Let’s spend the next two weeks or so giving each candidate his or her due. I will highlight the issues in each candidate’s own words. As the editor of this blog, I’ll condense for clarity. I’ll also provide a short bio. To get further details, I’ll provide the campaign web site for each of them.
Most of the candidates have harsh words for their opponents. For this exercise, I’m keeping that to a minimum. Tell me what your plan is. We’ve heard enough rhetoric and criticism. Tell me what you’re going to do about it.
I’ll use an old newspaper technique to remain objective when profiling multiple people: I’ll highlight them in alphabetical order. I’ll spend more time on the GOP side simply because there are far more GOP candidates than there are Democrats.

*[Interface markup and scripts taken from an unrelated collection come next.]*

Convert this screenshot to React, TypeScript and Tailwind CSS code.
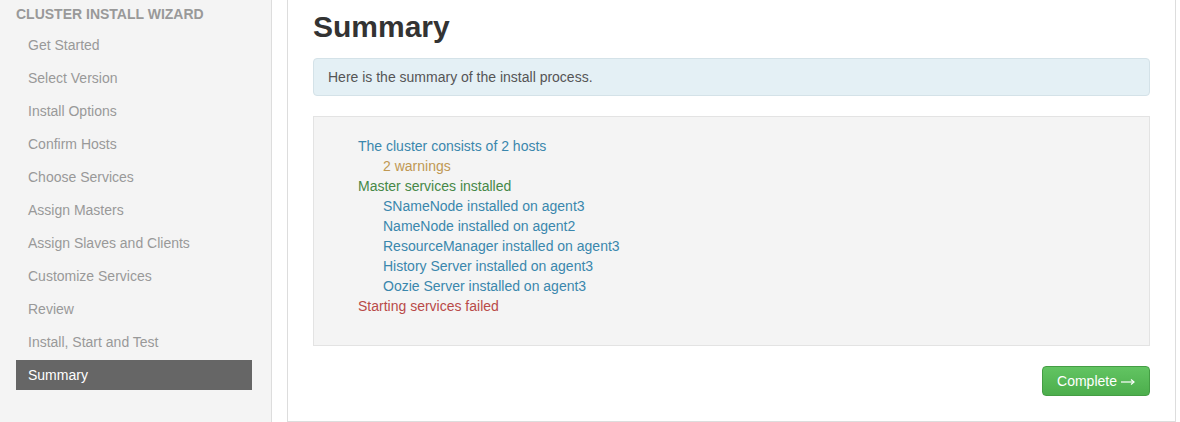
import React from "react";

const steps = [
  "Get Started",
  "Select Version",
  "Install Options",
  "Confirm Hosts",
  "Choose Services",
  "Assign Masters",
  "Assign Slaves and Clients",
  "Customize Services",
  "Review",
  "Install, Start and Test",
  "Summary",
];

export default function App() {
  return (
    <div
      className="flex h-[422px] w-[1180px] overflow-hidden bg-white text-[14px] leading-[20px]"
      style={{ fontFamily: '"Liberation Sans", Arial, sans-serif' }}
    >
      <aside className="w-[272px] shrink-0 border-r border-[#dddddd] bg-[#f4f4f4] pl-[16px] pr-[19px]">
        <div className="mt-[4px] h-[20px] font-bold text-[#999999]">CLUSTER INSTALL WIZARD</div>
        <ul className="mt-[6px] flex flex-col gap-[3px]">
          {steps.map((s) =>
            s === "Summary" ? (
              <li key={s} className="flex h-[30px] items-center bg-[#666666] pl-[12px] text-white">
                {s}
              </li>
            ) : (
              <li key={s} className="flex h-[30px] items-center pl-[12px] text-[#999999]">
                {s}
              </li>
            )
          )}
        </ul>
      </aside>
      <main className="ml-[15px] w-[889px] shrink-0 border-x border-b border-[#dddddd] px-[25px] pb-[24px] pt-[10px]">
        <h2 className="h-[33px] text-[30px] font-bold leading-[33px] text-[#333333]">Summary</h2>
        <div className="mt-[15px] rounded-[4px] border border-[#d4e2e8] bg-[#e4f0f5] px-[14px] py-[8px] text-[#555555]">
          Here is the summary of the install process.
        </div>
        <div className="mt-[20px] h-[230px] border border-[#e3e3e3] bg-[#f4f4f4] pl-[44px] pt-[19px]">
          <div className="text-[#3a87ad]">The cluster consists of 2 hosts</div>
          <div className="pl-[25px] text-[#c09853]">2 warnings</div>
          <div className="text-[#468847]">Master services installed</div>
          <div className="pl-[25px] text-[#3a87ad]">SNameNode installed on agent3</div>
          <div className="pl-[25px] text-[#3a87ad]">NameNode installed on agent2</div>
          <div className="pl-[25px] text-[#3a87ad]">ResourceManager installed on agent3</div>
          <div className="pl-[25px] text-[#3a87ad]">History Server installed on agent3</div>
          <div className="pl-[25px] text-[#3a87ad]">Oozie Server installed on agent3</div>
          <div className="text-[#b94a48]">Starting services failed</div>
        </div>
        <div className="mt-[20px] flex justify-end">
          <button className="flex h-[30px] w-[108px] items-center justify-center gap-[4px] rounded-[4px] border border-[#449d44] bg-gradient-to-b from-[#62c462] to-[#4cae4c] text-white">
            <span>Complete</span>
            <svg width="14" height="8" viewBox="0 0 14 8" className="mt-[2px]">
              <path d="M0 4H12.5" stroke="white" strokeWidth="1.2" />
              <path d="M10 1.5L13 4L10 6.5" fill="none" stroke="white" strokeWidth="1.2" />
            </svg>
          </button>
        </div>
      </main>
    </div>
  );
}
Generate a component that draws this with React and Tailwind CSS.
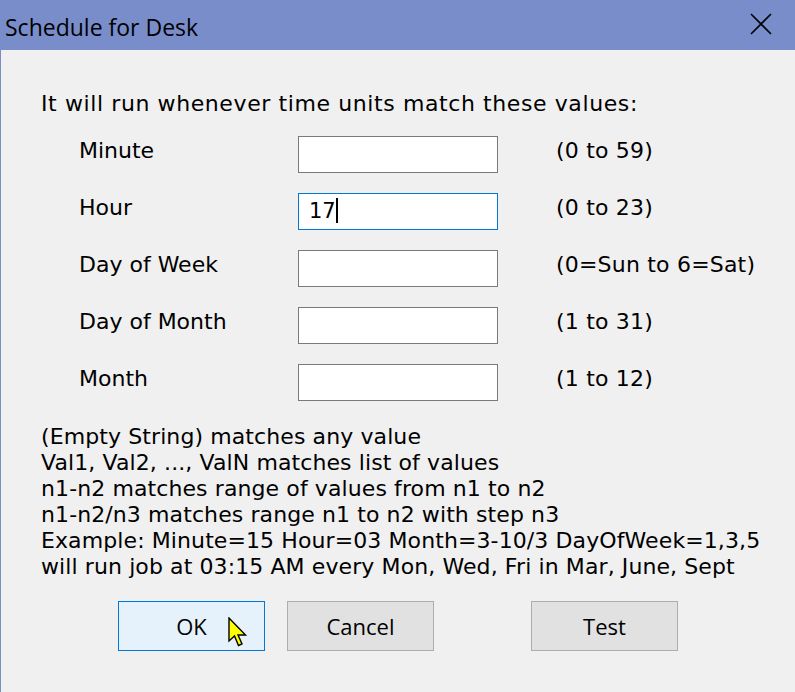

So, where does each candidate stand on the issues of our day? Let’s find out. Each candidate gets his or her day:
Jeb Bush (R) – Wednesday, Jan. 13
Ben Carson (R) – Thursday, Jan. 14
Chris Christie (R) – Friday, Jan. 15
Hillary Clinton (D) – Saturday, Jan. 16
Ted Cruz (R) – Monday, Jan. 18
Carly Fiorina (R) – Tuesday, Jan. 19
Jim Gilmore (R) – Wednesday, Jan. 20
Mike Huckabee (R) – Thursday, Jan. 21
John Kasich (R) – Friday, Jan. 22
Martin O’Malley (D) – Saturday, Jan. 23
Rand Paul (R) – Monday, Jan. 25
Marco Rubio (R) – Tuesday, Jan. 26
Bernie Sanders (D) – Wednesday, Jan. 27
Rick Santorum (R) – Thursday, Jan. 28
Donald Trump (R) – Friday, Jan. 29
The first presidential caucus is Monday, Feb. 1, in Iowa, for both parties. The caucus and primary season rolls on from there through the District of Columbia Democratic primary on Tuesday, June 14.
I have no idea who I will vote for when the time comes. I lean toward certain candidates; others make me cringe; still others I don’t know much about.
That’s the point of this project. Who, in general, supports the positions you or I support?
Don’t expect any candidate to line up perfectly with all your views. Which issues are non-negotiable for you? Hopefully you don’t have too many of those, or you may have trouble voting for anyone.
Let’s choose our Democratic and Republican candidates wisely, with a clear mind and calm heart. After all, that’s how we want our leaders to lead.